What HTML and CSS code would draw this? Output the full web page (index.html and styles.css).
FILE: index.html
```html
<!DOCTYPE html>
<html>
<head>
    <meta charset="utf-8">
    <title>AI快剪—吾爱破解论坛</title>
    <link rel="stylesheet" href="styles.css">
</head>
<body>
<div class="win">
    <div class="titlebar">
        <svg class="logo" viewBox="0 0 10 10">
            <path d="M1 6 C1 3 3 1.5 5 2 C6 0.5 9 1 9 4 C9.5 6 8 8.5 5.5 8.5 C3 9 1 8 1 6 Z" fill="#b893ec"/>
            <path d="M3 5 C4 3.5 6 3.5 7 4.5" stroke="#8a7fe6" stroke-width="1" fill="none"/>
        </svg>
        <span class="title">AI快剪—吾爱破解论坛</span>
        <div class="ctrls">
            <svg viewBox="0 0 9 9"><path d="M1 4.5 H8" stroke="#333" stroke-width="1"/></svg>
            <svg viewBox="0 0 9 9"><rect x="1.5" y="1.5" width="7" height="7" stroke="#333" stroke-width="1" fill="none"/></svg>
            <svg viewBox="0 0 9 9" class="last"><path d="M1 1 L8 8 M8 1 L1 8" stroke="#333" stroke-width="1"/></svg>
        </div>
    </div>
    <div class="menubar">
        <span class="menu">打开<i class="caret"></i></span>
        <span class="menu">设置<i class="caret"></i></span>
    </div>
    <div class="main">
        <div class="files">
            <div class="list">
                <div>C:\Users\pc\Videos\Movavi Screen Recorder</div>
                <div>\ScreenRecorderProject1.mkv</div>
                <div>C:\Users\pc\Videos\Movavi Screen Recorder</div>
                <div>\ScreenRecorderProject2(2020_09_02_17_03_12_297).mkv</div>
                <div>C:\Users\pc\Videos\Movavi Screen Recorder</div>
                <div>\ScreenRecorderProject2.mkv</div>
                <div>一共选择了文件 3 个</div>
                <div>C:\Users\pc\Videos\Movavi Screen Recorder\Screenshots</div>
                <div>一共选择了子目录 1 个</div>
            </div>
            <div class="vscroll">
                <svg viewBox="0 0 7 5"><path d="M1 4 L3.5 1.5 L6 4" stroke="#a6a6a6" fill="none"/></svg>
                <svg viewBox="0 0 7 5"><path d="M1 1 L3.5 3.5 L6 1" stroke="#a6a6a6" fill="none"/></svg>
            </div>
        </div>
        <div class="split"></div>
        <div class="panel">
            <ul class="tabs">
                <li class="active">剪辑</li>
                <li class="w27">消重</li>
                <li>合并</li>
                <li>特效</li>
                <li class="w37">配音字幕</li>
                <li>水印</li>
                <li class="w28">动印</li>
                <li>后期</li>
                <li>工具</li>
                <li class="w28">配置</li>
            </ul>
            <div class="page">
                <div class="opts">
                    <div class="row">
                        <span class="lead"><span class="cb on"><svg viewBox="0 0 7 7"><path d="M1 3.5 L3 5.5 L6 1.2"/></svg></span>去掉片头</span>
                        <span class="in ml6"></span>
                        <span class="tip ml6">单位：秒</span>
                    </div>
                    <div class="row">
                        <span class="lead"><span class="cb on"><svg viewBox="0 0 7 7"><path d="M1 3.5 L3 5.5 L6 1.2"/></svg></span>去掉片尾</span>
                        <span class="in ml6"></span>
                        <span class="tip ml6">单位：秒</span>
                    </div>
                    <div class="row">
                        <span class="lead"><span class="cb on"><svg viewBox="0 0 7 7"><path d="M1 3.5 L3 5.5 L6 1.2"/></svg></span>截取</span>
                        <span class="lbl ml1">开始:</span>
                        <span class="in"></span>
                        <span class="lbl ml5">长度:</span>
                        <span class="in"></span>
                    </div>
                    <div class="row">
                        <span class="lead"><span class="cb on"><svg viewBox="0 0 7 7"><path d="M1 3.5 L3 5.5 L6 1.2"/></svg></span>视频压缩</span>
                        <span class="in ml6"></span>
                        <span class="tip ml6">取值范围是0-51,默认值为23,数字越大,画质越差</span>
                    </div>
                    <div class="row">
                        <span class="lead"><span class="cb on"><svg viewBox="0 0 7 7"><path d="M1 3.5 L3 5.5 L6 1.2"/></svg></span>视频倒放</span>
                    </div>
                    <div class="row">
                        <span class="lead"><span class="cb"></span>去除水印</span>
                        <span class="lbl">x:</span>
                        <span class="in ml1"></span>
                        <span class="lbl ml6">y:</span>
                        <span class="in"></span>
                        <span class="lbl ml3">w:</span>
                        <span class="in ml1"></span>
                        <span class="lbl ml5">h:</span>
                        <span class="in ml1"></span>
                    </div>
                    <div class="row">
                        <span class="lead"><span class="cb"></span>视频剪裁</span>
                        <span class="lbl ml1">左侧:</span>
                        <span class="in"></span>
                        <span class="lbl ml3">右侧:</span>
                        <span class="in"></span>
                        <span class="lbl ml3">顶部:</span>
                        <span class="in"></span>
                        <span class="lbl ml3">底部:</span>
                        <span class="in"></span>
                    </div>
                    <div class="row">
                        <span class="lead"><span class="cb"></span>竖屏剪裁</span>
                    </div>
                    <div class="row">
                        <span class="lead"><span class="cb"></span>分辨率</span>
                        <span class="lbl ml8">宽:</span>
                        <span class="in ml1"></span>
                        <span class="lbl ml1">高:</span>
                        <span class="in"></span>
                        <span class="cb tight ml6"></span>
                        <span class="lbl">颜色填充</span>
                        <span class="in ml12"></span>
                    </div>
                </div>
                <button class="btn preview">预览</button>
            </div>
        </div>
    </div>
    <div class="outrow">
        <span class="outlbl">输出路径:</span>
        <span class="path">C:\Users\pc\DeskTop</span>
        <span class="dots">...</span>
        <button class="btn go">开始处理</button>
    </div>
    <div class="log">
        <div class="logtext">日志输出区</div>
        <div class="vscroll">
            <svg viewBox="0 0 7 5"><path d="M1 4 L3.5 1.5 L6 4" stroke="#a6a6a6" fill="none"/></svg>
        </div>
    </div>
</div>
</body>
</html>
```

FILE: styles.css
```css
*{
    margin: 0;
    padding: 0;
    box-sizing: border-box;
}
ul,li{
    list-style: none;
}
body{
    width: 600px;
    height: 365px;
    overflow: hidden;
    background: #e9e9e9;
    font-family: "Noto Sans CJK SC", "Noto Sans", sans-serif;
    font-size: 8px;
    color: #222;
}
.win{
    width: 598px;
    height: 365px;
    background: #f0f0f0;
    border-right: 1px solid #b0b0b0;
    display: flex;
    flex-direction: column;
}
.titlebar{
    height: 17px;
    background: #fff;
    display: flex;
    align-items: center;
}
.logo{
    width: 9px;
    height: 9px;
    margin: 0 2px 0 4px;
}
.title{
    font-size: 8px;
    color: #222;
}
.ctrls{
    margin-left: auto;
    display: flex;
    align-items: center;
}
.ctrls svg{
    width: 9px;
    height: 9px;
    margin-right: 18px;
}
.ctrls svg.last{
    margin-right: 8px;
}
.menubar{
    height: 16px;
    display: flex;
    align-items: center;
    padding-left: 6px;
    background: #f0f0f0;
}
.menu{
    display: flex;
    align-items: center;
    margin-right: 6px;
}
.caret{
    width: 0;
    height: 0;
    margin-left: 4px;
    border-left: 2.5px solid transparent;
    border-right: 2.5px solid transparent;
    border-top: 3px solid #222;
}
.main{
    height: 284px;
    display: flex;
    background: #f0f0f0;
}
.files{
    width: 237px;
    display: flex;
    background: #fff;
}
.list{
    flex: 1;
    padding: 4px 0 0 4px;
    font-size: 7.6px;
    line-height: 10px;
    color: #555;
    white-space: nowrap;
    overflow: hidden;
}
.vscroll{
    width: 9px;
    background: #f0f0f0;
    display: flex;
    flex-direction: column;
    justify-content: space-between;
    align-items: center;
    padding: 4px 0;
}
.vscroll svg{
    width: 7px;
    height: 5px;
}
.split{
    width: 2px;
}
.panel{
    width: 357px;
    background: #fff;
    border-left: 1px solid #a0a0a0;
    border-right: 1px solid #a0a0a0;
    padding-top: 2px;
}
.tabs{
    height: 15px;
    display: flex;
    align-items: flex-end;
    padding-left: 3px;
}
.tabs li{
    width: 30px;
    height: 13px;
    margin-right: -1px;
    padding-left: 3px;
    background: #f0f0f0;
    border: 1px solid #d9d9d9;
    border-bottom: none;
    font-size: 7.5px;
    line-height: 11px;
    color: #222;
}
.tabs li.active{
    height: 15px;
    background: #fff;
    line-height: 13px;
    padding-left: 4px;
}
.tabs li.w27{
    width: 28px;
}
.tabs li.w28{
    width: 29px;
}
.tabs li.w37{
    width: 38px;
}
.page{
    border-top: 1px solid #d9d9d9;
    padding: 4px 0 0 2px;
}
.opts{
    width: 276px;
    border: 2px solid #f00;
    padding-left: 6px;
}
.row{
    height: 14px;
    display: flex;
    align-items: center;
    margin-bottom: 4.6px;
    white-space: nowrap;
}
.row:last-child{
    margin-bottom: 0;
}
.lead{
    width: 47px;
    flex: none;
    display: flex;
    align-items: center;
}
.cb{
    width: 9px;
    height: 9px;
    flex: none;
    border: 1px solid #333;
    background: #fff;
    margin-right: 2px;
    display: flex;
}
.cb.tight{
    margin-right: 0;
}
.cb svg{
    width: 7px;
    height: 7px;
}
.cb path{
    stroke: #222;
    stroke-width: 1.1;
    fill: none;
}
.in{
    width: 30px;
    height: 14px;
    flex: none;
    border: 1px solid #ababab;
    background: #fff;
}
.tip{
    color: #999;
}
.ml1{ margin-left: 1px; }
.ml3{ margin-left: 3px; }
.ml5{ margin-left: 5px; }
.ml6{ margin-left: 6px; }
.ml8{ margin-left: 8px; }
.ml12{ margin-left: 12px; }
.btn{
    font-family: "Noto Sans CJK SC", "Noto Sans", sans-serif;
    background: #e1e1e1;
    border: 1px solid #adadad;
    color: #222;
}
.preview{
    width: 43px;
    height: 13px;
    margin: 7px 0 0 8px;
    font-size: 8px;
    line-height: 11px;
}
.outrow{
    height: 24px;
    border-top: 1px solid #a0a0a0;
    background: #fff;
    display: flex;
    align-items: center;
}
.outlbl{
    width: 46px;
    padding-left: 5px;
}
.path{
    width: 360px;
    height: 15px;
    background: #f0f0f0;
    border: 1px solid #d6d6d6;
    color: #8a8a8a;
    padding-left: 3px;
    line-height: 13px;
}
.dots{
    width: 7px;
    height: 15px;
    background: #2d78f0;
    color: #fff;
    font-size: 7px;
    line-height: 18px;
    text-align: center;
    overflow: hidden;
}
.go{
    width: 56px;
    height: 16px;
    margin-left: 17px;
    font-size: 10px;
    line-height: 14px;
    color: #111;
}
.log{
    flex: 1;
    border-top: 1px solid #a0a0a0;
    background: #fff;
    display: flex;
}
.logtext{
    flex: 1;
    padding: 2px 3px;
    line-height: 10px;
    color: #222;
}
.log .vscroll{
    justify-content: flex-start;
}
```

::::::::

Check every line for "styles" and show the ones that have it.

What HTML and CSS code would draw this? Output the full web page (index.html and styles.css).
    <link rel="stylesheet" href="styles.css">
FILE: styles.css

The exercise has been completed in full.